Entscheidung | OLG Saarbrücken 5 W 28/23

Die Beschwerde ist erfolglos. Zunächst bestehen keine Bedenken gegen die Wirksamkeit des Testamentes von 2017, in welchem eine gegenständliche Verteilung einzelner Nachlassobjekte erfolgte. Ob darin die gesetzliche Erbfolge liegt oder eine neue, gewillkürte Erbeinsetzung entsteht, ist Auslegungsfrage. Hierbei kommt es nicht allein auf den Sprachgebrauch, sondern insbesondere auf den subjektiven Erblasserwillen gem. § 133 BGB an.

Zwar ist die testamentarische Zuwendung bestimmter Gegenstände nach § 2087 Abs. 2 BGB im Zweifel als Vermächtnisanordnung und nicht als Erbeinsetzung anzusehen. Diese gesetzliche Auslegungsregel greift jedoch nur, wenn nicht bereits zuvor durch Auslegung etwas anderes festgestellt wurde. Trotz Zuwendung nur einzelner Nachlassgegenstände kann eine Erbeinsetzung vorliegen, wenn die Erblasserin ihr gesamtes Vermögen verteilt wissen wollte oder ihr Hauptvermögen nur einem Bedachten zuordnete.
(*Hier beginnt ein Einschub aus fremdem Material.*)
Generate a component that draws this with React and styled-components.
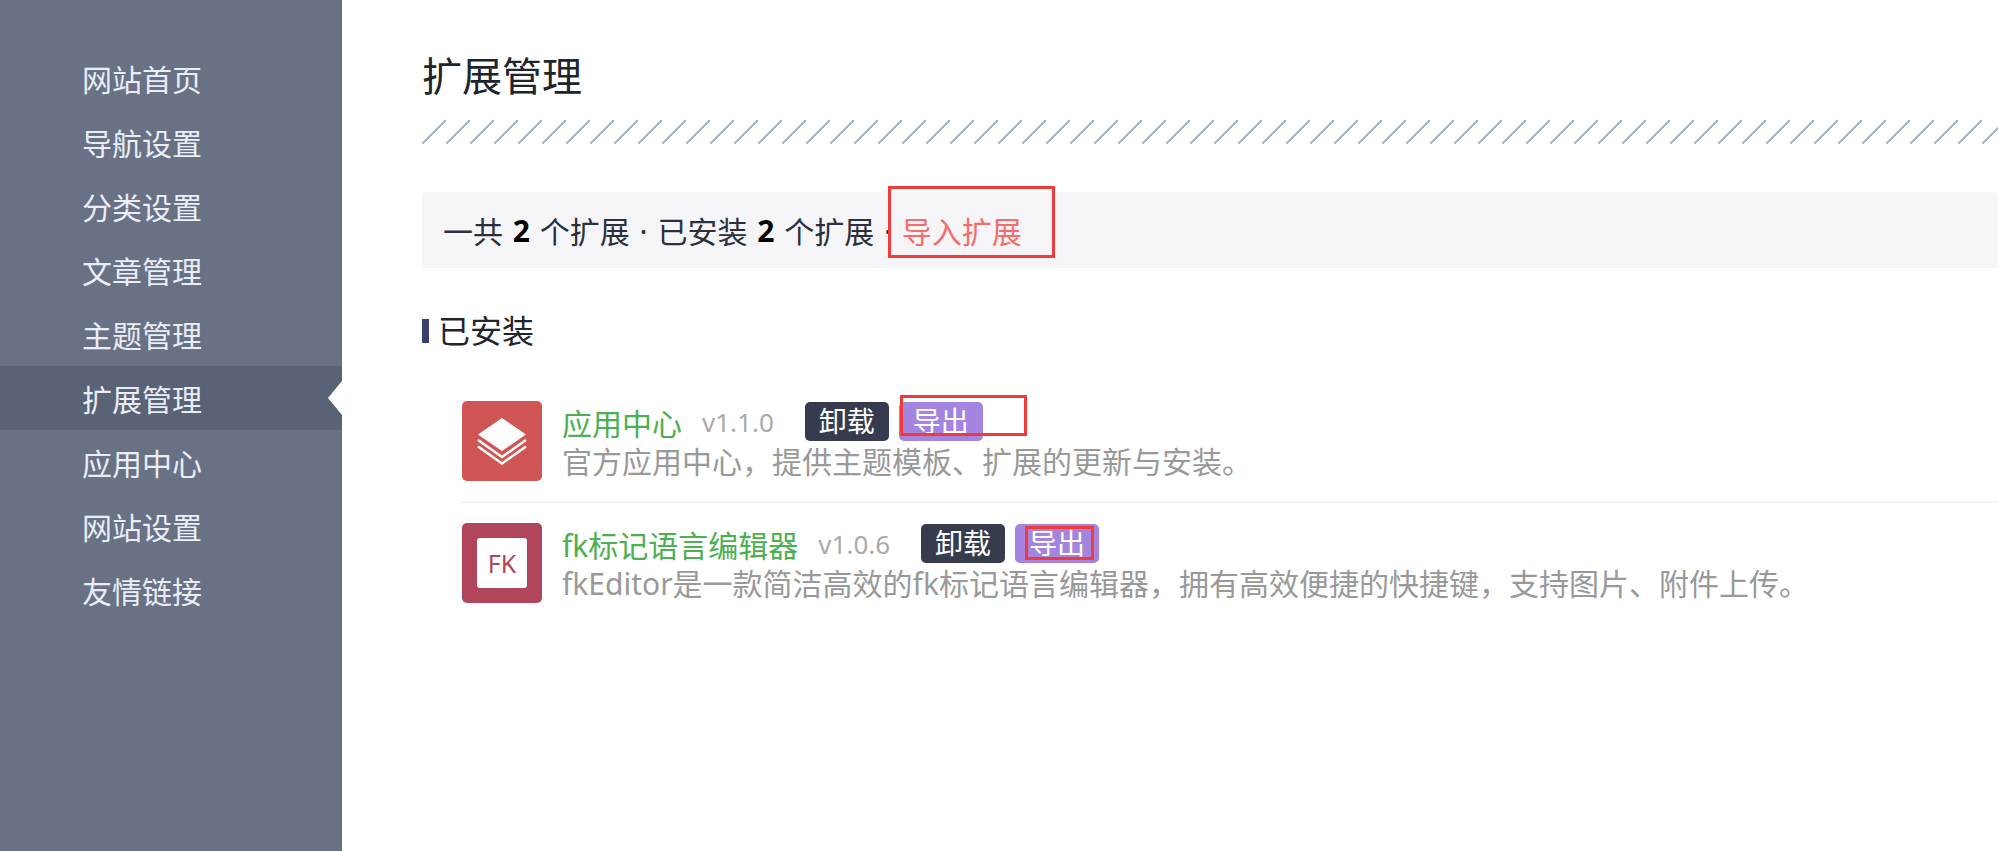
import React from "react";
import styled, { createGlobalStyle } from "styled-components";

const GlobalStyle = createGlobalStyle`
  html, body {
    margin: 0;
    padding: 0;
    height: 100%;
    background: #fff;
    overflow: hidden;
  }
  body {
    font-family: "Noto Sans", "Noto Sans CJK SC", sans-serif;
    color: #2b303b;
  }
`;

const Page = styled.div`
  position: relative;
  display: flex;
  width: 1998px;
  height: 851px;
  overflow: hidden;
`;

const Sidebar = styled.nav`
  flex: 0 0 342px;
  padding-top: 46px;
  box-sizing: border-box;
  background: #697184;
`;

const MenuItem = styled.a`
  position: relative;
  display: block;
  height: 64px;
  padding-left: 82px;
  font-size: 30px;
  line-height: 67px;
  color: #e9edf5;
  background: ${(p) => (p.$active ? "#5a6275" : "transparent")};

  ${(p) =>
    p.$active &&
    `&::after {
      content: "";
      position: absolute;
      right: 0;
      top: 15px;
      border-style: solid;
      border-width: 17px 14px 17px 0;
      border-color: transparent #fff transparent transparent;
    }`}
`;

const Main = styled.main`
  flex: 1;
  min-width: 0;
  padding-left: 80px;
`;

const Title = styled.h1`
  margin: 0;
  padding-top: 50px;
  font-size: 40px;
  font-weight: 400;
  line-height: 52px;
  color: #20242c;
`;

const Stripes = styled.div`
  height: 24px;
  margin-top: 18px;
  background-image: linear-gradient(
    135deg,
    transparent 46.5%,
    #a9b7cc 46.5%,
    #a9b7cc 53.5%,
    transparent 53.5%
  );
  background-size: 24px 24px;
`;

const InfoBar = styled.div`
  display: flex;
  align-items: center;
  height: 76px;
  margin-top: 48px;
  padding-left: 21px;
  font-size: 30px;
  word-spacing: 2px;
  white-space: pre;
  background: #f5f5f8;
  border-radius: 4px;
`;

const Count = styled.b`
  font-weight: 700;
  color: #000;
`;

const ImportLink = styled.a`
  color: #f56c6c;
`;

const SectionTitle = styled.h2`
  display: flex;
  align-items: center;
  gap: 9px;
  margin: 47px 0 0;
  font-size: 32px;
  font-weight: 400;
  line-height: 32px;
  color: #20242c;

  &::before {
    content: "";
    width: 7px;
    height: 24px;
    background: #3a3f6e;
  }
`;

const ExtensionList = styled.div`
  margin: 54px 0 0 40px;
`;

const ExtensionRow = styled.div`
  display: flex;
  gap: 20px;
  height: 80px;
  padding-bottom: 20px;
  margin-bottom: 20px;
  border-bottom: ${(p) => (p.$last ? "none" : "2px solid #f3f3f3")};
`;

const IconTile = styled.div`
  display: flex;
  align-items: center;
  justify-content: center;
  flex: 0 0 80px;
  height: 80px;
  border-radius: 5px;
  background: ${(p) => p.$color};
`;

const FkBadge = styled.span`
  display: flex;
  align-items: center;
  justify-content: center;
  width: 50px;
  height: 50px;
  border-radius: 3px;
  font-size: 25px;
  color: #b0455c;
  background: #fff;
`;

const ExtensionBody = styled.div`
  min-width: 0;
`;

const NameLine = styled.div`
  display: flex;
  align-items: center;
  height: 39px;
  margin-top: 1px;
`;

const Name = styled.a`
  font-size: 30px;
  color: #4caf50;
`;

const Version = styled.span`
  flex: 0 0 71px;
  margin-left: 20px;
  font-size: 26px;
  color: #aaa;
  white-space: nowrap;
`;

const ActionButton = styled.button`
  width: 84px;
  height: 39px;
  margin-left: ${(p) => p.$gap}px;
  padding: 0;
  border: 0;
  border-radius: 5px;
  font-family: inherit;
  font-size: 28px;
  line-height: 39px;
  color: #fff;
  background: ${(p) => p.$color};
`;

const Description = styled.p`
  margin: 1px 0 0;
  font-size: 30px;
  line-height: 40px;
  color: #999;
  white-space: nowrap;
`;

// red boxes drawn on top of the screenshot
const Marker = styled.div`
  position: absolute;
  left: ${(p) => p.$x}px;
  top: ${(p) => p.$y}px;
  width: ${(p) => p.$w}px;
  height: ${(p) => p.$h}px;
  box-sizing: border-box;
  border: 3px solid #f33a3a;
`;

const menu = [
  "网站首页",
  "导航设置",
  "分类设置",
  "文章管理",
  "主题管理",
  "扩展管理",
  "应用中心",
  "网站设置",
  "友情链接",
];

const LayersIcon = () => (
  <svg width="80" height="80" viewBox="0 0 80 80">
    <path d="M40 17 L64 33.5 L40 50 L16 33.5 Z" fill="#fff" />
    <path d="M16 39 L40 56 L64 39" fill="none" stroke="#fff" strokeWidth="2.4" />
    <path d="M16 45.5 L40 62.5 L64 45.5" fill="none" stroke="#fff" strokeWidth="2.4" />
  </svg>
);

const extensions = [
  {
    name: "应用中心",
    version: "v1.1.0",
    desc: "官方应用中心，提供主题模板、扩展的更新与安装。",
    color: "#d05555",
    icon: <LayersIcon />,
  },
  {
    name: "fk标记语言编辑器",
    version: "v1.0.6",
    desc: "fkEditor是一款简洁高效的fk标记语言编辑器，拥有高效便捷的快捷键，支持图片、附件上传。",
    color: "#b0455c",
    icon: <FkBadge>FK</FkBadge>,
  },
];

export default function App() {
  return (
    <Page>
      <GlobalStyle />
      <Sidebar>
        {menu.map((item) => (
          <MenuItem key={item} $active={item === "扩展管理"}>
            {item}
          </MenuItem>
        ))}
      </Sidebar>
      <Main>
        <Title>扩展管理</Title>
        <Stripes />
        <InfoBar>
          一共 <Count>2</Count> 个扩展 · 已安装 <Count>2</Count> 个扩展 · <ImportLink>导入扩展</ImportLink>
        </InfoBar>
        <SectionTitle>已安装</SectionTitle>
        <ExtensionList>
          {extensions.map((ext, i) => (
            <ExtensionRow key={ext.name} $last={i === extensions.length - 1}>
              <IconTile $color={ext.color}>{ext.icon}</IconTile>
              <ExtensionBody>
                <NameLine>
                  <Name>{ext.name}</Name>
                  <Version>{ext.version}</Version>
                  <ActionButton $gap={31} $color="#363c4d">卸载</ActionButton>
                  <ActionButton $gap={10} $color="#a385e0">导出</ActionButton>
                </NameLine>
                <Description>{ext.desc}</Description>
              </ExtensionBody>
            </ExtensionRow>
          ))}
        </ExtensionList>
      </Main>
      <Marker $x={888} $y={186} $w={167} $h={72} />
      <Marker $x={900} $y={395} $w={127} $h={41} />
      <Marker $x={1025} $y={526} $w={69} $h={34} />
    </Page>
  );
}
Erfolgt die Zuwendung der Gegenstände an die gesetzlichen Erben, kann darin auch die Fortgeltung der gesetzlichen Erbfolge in Verbindung mit einzelnen Teilungsanordnungen nach § 2048 BGB liegen.

Dies war hier der Fall. Aus dem Wortlaut, dass einzelne Erben Nachlassobjekte „bekommen“ oder Objekte „an diese gehen sollten“ und da die Wörter „Erbe“ oder „Erbeinsetzung“ nicht gebraucht werden, ist zu schließen, dass nur Vorgaben zur Nachlassverteilung getroffen werden. Eine Änderung weg von der gesetzlichen Erbfolge ist nicht ersichtlich.

 

Praxishinweis | OLG Saarbrücken 5 W 28/23

Um Unsicherheiten zu vermeiden, sollte bei der Gestaltung eines Testamentes zunächst festgelegt werden, wer Erbe sein soll und erst danach einzelne Nachlassgegenstände zugewendet werden. Ob darin Teilungsanordnungen oder Vorausvermächtnisse liegen, ist dann in einem nächsten Schritt klarzustellen.